Here is a small window into my life in Moose Factory: Flashback to Northern Lights Secondary School in Moosonee. It is lunchtime and once again, the volleyball nets are up in the gymnasium. I walk in, ready to face the other players who, for the past two months now, divide themselves into two teams each day and play volleyball. Each team yells at me to go and play on the other team. Neither team ever wants me and I am always left trying to decide which of the two teams I should go force to endure my presence. Now, I KNOW I wasn't one of the better players, I hadn't been playing volleyball all that long, but I also know that I wasn't the WORST player. There were some who were afraid of the ball and mostly ducked when it came to them. And there were others who hit it wrong more often than I did. But that didn't matter. THEY could still play.

On this particular day, someone, most likely my sister, has decided to go to the office and add an announcement in the morning to wish me a happy birthday. I walk into the gym, and the first thing anyone says to me, in a very caring, mindful of my needs voice, is; "Jeanne, it's your birthday today. Why don't you go take a break? Don't play today." And then half of them take up the chorus: "Yeah Jeanne, it's your birthday today, take a break."

I made it to the girls' changing room, which, thankfully, was empty, before the tears came. (Silently) I think I cried for about five minutes and then I went on over to the cafeteria, like nothing had happened, and had lunch (probably with my sister).

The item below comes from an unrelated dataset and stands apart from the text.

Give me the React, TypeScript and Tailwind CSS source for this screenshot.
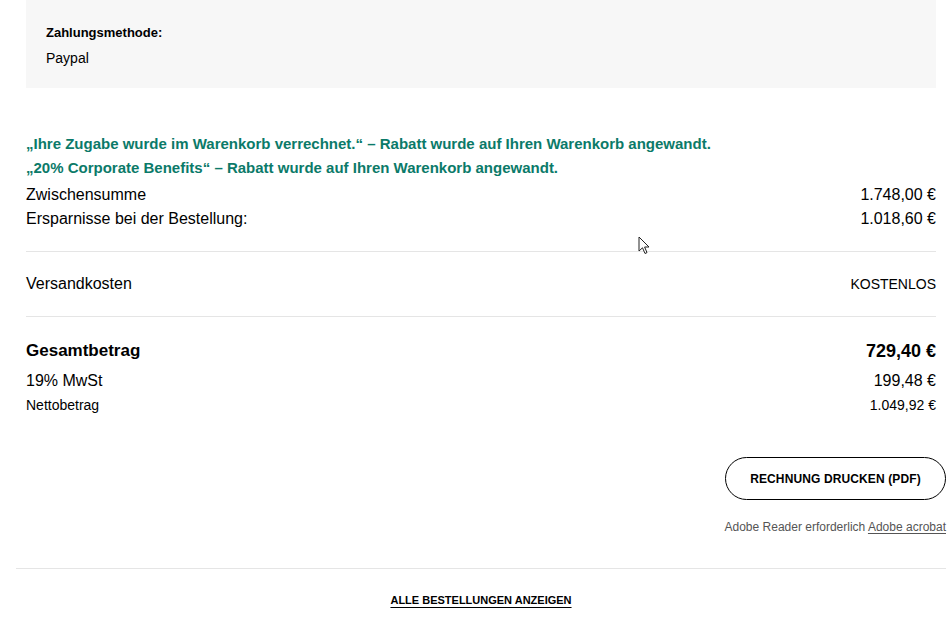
import React from "react";

export default function App() {
  const font = { fontFamily: '"Liberation Sans", Arial, sans-serif' };
  return (
    <div className="relative w-[951px] h-[625px] bg-white text-[#000] overflow-hidden" style={font}>
      <div className="w-[930px] ml-[16px]">
        <div className="mx-[10px]">
          <div className="bg-[#f7f7f7] h-[88px] pl-[20px] pt-[24px]">
            <div className="text-[13px] font-bold leading-[18px]">Zahlungsmethode:</div>
            <div className="text-[14px] leading-[18px] mt-[7px]">Paypal</div>
          </div>
          <div className="mt-[44px] text-[15px] font-bold leading-[24px] text-[#0b7a69]">
            <div>„Ihre Zugabe wurde im Warenkorb verrechnet.“ – Rabatt wurde auf Ihren Warenkorb angewandt.</div>
            <div>„20% Corporate Benefits“ – Rabatt wurde auf Ihren Warenkorb angewandt.</div>
          </div>
          <div className="mt-[3px] text-[16px] leading-[24px]">
            <div className="flex justify-between"><span>Zwischensumme</span><span>1.748,00 €</span></div>
            <div className="flex justify-between"><span>Ersparnisse bei der Bestellung:</span><span>1.018,60 €</span></div>
          </div>
          <div className="mt-[20px] border-t border-[#e5e5e5]" />
          <div className="h-[64px] flex items-center justify-between text-[16px]">
            <span>Versandkosten</span><span className="text-[14px]">KOSTENLOS</span>
          </div>
          <div className="border-t border-[#e5e5e5]" />
          <div className="mt-[22px] flex justify-between text-[17px] font-bold leading-[24px]">
            <span>Gesamtbetrag</span><span className="text-[18px]">729,40 €</span>
          </div>
          <div className="mt-[6px] flex justify-between text-[16px] leading-[24px]">
            <span>19% MwSt</span><span>199,48 €</span>
          </div>
          <div className="flex justify-between text-[14px] leading-[24px]">
            <span>Nettobetrag</span><span>1.049,92 €</span>
          </div>
        </div>
        <div className="mt-[40px] flex flex-col items-end">
          <button className="w-[221px] h-[43px] rounded-full border border-black text-[12px] font-bold tracking-[0.01em] bg-white">
            RECHNUNG DRUCKEN (PDF)
          </button>
          <div className="mt-[19px] text-[12px] text-[#555] leading-[16px]">
            Adobe Reader erforderlich <span className="underline underline-offset-2 text-[#555]">Adobe acrobat</span>
          </div>
        </div>
        <div className="mt-[33px] border-t border-[#e5e5e5]" />
        <div className="flex justify-center mt-[23px]">
          <span className="text-[11px] font-bold text-black underline underline-offset-[3px]">ALLE BESTELLUNGEN ANZEIGEN</span>
        </div>
      </div>
      <svg className="absolute left-[638px] top-[236px]" width="13" height="20" viewBox="0 0 13 20">
        <path d="M1 1 L1 15 L4.5 11.8 L7 17.5 L9 16.6 L6.6 11 L11 11 Z" fill="white" stroke="#222" strokeWidth="1" strokeLinejoin="round" />
      </svg>
    </div>
  );
}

The weird thing about this story is that the VERY NEXT DAY (just like the cat who wouldn't stay away), I was back in that gymnasium, picking a team that would have to endure my presence for the rest of the noon period. I had thick skin back then. Somehow I was able to go ahead and pretend like this was all normal, and that it didn't get to me, or that it wasn't happening. If I wanted to play sports (and I did) I didn't have a choice, I was going to have to play with people who didn't want me, or play by myself. Honestly, by the end of that school year, I was no longer one of the worst players. No thanks to them. By the time I ended High School, I probably wasn't one of the best players, but I was probably one of the better players. No thanks to them. I don't have thick skin like that anymore, at least not when it comes to stuff like that. If anyone were to do that to me today, I would leave and never come back.

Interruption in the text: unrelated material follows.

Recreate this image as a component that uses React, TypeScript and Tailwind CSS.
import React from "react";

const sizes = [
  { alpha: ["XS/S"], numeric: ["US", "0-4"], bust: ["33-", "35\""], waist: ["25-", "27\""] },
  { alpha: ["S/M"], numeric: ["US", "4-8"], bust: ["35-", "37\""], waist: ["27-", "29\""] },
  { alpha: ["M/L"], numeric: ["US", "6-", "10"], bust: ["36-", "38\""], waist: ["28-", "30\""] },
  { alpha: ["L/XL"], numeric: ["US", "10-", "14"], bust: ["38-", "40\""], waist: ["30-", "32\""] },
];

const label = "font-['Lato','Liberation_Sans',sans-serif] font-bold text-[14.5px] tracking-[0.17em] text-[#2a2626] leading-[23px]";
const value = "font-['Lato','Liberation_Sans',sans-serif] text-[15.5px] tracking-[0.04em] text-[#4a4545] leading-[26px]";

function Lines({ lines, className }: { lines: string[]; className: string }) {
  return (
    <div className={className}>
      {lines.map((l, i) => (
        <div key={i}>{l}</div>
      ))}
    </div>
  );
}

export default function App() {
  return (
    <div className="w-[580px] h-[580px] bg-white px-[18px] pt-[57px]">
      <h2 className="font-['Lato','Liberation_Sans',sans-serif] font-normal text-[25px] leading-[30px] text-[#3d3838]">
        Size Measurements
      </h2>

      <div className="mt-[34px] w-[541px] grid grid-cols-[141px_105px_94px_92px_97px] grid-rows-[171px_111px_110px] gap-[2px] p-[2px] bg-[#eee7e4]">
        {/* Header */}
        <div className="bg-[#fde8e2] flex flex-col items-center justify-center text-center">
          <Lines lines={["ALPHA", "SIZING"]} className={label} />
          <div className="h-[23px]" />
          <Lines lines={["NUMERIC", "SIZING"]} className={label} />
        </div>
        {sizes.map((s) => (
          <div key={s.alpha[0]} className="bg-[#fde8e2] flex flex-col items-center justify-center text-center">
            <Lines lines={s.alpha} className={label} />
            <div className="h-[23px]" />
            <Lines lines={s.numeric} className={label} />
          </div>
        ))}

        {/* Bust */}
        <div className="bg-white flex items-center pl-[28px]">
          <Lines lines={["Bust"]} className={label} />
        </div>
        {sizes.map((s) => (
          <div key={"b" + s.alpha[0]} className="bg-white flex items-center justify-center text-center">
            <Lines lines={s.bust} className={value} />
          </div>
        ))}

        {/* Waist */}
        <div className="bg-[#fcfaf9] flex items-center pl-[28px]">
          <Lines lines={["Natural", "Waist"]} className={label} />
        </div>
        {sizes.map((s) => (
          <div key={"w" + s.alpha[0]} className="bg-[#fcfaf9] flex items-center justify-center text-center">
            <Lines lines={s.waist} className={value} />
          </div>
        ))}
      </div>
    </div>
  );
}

I also played basketball back in highschool. When I started out, I was definitely nothing special. But by the time I hit grade twelve, I can honestly say I was one of the best female players. There was no senior basketball team, because the head coach decided senors weren't committed enough, but we were allowed to join the junior girls' practices, to which we responded by attending EVERY SINGLE PRACTICE probably in numbers equal to or even greater than the junior girls. Obviously proven wrong, when the opportunity to attend a native basketball tournament came up, she decided to award us for our efforts by letting us form a team to play in the tournament. I tried out. Even though I wasn't native myself, it didn't really matter, I had already "played" in a native volleyball tournament. I warmed the bench, but that's another story. This time I knew I would not be warming the bench. Not too much anyway. I was good enough to play often. I had high hopes.

And then our coach announced to us that she was going to let US choose who should be on the team. My heart sank at those words, but then I remembered there were 15 spots and I think we were 17, maybe 18 maximum trying out. Even if people were biased against me, with those odds, a really good player should still make the team right?

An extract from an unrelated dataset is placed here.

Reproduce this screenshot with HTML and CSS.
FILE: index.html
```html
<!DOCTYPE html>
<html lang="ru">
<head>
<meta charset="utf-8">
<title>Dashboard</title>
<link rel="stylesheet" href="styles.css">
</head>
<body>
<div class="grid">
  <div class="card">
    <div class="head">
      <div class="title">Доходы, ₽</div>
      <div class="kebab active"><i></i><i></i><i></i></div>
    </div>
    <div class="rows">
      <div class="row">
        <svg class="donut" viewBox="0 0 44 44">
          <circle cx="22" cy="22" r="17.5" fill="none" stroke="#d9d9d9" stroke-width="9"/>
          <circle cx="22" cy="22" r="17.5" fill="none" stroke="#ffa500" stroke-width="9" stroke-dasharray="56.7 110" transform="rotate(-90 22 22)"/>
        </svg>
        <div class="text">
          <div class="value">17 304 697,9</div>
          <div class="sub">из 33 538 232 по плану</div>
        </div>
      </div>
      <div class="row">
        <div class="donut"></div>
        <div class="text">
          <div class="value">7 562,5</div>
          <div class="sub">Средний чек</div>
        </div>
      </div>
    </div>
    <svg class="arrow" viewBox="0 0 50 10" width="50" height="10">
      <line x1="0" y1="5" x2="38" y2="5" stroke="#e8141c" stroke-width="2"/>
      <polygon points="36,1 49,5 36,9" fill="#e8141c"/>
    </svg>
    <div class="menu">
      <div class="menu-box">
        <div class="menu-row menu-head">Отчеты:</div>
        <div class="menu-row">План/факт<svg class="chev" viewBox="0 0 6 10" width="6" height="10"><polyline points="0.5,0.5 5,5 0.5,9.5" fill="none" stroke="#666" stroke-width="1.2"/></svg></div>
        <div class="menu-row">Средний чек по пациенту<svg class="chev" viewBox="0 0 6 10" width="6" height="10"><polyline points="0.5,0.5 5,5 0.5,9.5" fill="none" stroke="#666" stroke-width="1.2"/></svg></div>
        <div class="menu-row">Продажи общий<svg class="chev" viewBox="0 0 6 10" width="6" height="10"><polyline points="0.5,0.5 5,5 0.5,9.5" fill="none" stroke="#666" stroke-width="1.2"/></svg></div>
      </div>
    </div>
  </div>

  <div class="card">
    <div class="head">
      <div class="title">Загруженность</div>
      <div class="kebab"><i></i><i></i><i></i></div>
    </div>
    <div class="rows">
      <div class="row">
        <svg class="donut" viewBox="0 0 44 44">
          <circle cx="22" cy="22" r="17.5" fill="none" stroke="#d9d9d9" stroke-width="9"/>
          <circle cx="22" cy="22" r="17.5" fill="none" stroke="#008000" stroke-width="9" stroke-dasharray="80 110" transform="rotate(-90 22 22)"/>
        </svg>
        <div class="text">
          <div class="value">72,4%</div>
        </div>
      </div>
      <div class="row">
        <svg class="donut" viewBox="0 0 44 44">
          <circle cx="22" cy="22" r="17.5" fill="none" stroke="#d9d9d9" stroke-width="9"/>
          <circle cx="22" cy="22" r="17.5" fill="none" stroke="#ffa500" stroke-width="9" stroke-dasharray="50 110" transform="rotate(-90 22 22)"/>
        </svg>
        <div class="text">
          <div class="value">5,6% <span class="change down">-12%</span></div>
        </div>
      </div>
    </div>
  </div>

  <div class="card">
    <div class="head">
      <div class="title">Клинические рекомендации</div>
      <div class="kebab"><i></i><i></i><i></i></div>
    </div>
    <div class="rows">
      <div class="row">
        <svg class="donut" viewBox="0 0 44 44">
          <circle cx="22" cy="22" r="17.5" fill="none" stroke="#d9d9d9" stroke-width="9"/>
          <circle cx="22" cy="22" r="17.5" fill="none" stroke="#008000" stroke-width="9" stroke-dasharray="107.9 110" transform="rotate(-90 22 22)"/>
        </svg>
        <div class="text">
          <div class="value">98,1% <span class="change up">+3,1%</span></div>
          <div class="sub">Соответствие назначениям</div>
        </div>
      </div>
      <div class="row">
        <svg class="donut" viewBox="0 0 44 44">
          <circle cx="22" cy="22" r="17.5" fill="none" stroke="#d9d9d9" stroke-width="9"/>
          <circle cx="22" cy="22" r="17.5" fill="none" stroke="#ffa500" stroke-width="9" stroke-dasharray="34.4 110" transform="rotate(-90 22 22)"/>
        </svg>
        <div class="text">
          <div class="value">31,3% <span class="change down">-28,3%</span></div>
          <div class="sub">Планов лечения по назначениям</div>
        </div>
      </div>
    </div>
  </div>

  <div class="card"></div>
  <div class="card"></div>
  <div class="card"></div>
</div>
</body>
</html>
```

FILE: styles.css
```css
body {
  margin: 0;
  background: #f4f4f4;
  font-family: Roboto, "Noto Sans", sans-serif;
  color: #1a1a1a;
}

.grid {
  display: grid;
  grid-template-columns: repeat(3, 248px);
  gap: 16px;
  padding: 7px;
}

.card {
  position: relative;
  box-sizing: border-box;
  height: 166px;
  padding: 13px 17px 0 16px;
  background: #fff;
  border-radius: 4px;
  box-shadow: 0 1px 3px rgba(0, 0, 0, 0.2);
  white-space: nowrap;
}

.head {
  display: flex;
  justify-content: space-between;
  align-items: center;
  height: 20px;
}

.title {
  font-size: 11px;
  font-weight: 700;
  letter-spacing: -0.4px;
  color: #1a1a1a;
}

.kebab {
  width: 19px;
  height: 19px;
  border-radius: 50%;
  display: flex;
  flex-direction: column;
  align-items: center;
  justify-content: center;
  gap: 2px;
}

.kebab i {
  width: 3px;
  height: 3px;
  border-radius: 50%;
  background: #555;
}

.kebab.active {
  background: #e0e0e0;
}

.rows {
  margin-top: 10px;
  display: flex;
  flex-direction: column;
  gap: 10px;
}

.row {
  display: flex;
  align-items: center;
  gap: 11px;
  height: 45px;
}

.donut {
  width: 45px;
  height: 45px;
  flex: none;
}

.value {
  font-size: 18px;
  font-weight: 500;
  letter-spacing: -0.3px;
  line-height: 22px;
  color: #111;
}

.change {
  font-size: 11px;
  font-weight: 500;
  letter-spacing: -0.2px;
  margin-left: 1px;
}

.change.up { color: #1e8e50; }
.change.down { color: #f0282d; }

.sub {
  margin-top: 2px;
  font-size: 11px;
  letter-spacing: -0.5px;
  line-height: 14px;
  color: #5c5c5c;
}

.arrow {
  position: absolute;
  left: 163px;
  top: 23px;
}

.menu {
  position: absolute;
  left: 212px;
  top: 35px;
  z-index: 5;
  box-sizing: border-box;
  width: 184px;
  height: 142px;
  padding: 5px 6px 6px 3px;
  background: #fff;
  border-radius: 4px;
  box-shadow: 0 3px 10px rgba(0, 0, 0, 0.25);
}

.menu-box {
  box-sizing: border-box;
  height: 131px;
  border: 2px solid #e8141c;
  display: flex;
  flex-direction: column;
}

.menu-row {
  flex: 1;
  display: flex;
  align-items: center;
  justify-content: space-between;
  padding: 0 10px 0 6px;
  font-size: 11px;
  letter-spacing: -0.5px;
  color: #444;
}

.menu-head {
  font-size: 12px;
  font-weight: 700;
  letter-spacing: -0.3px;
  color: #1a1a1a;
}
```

I didn't make the team. I was left off, and one other girl, who was short, couldn't run very fast and didn't have the skills others did. I don't remember if there was another. Our coach said there had been a tie between two people for the last position and she had had to choose between the two. So either noone really wanted me on their team, no matter how good I was, (If Jonathon Cheechoo had been Jonathon Chabot, would he be playing for the Sharks today?), or very few people did, INCLUDING the coach. I remember going to see another teacher (who didn't particularly like the one who was our coach) and he was absolutely amazed that I had not made the team. So it's not just me.

You know what? You people, you made me feel unwelcome from the first day I stepped into grade one and you were burdened with my presence. I have known, since day one, that you did not want me there. And eventually, I was able to ignore it. To act like it wasn't true. That's what you do when, drop by drop, people are trying to wear you down, like water on a rock. You grow tougher skin. But every once in awhile you would really outdo yourself in your efforts to make me feel unwelcome. And suddenly, it hurt again. But I'm a Wolverine, my skin heals quickly and it just gets thicker and thicker. Until you almost think I must be stupid not to realize how much you hate having me around, and why does she keep coming back for more? I'm sorry people. I dreamed of leaving, but unfortunately, my parents had no intentions of doing so. So you were stuck with me. I apologize for having ruined your perfect lives.

In the end, you have prepared me for a new battle. The battle against secularism. Were it not for you and my thick skin, I might not be a practicing Catholic today. Because the constant belittling jokes, the irony, the distrust of, the issues with and the opposition to the Catholic faith that I have had to face, (all of which, individually, are only tiny things, but like water that can bore through rock one drop at a time), would have worn me out and probably made me give up by now. Ah, but I have thick skin. I pretend I don't hear the jokes anymore. I have learned to avoid certain subjects. I pretend there is no opposition. To the point that you might think I'm stupid, and don't get it. And why does she keep going to that useless ceremony they call a mass?

And so I thank you people of Moose Factory, for all that you have done for me. Some of you were nice, and I appreciate that. Those of you that weren't, (and you know who you are), I can still love you. When Jesus spoke about loving your enemies, nowhere in there did he say you actually had to like them.

(PS. This has nothing to do with what I don't remember I wanted to post about earlier. This just popped into my head and I couldn't sleep anymore. So I'm getting it out. It's about time I did. Maybe now I can go get back to sleep?)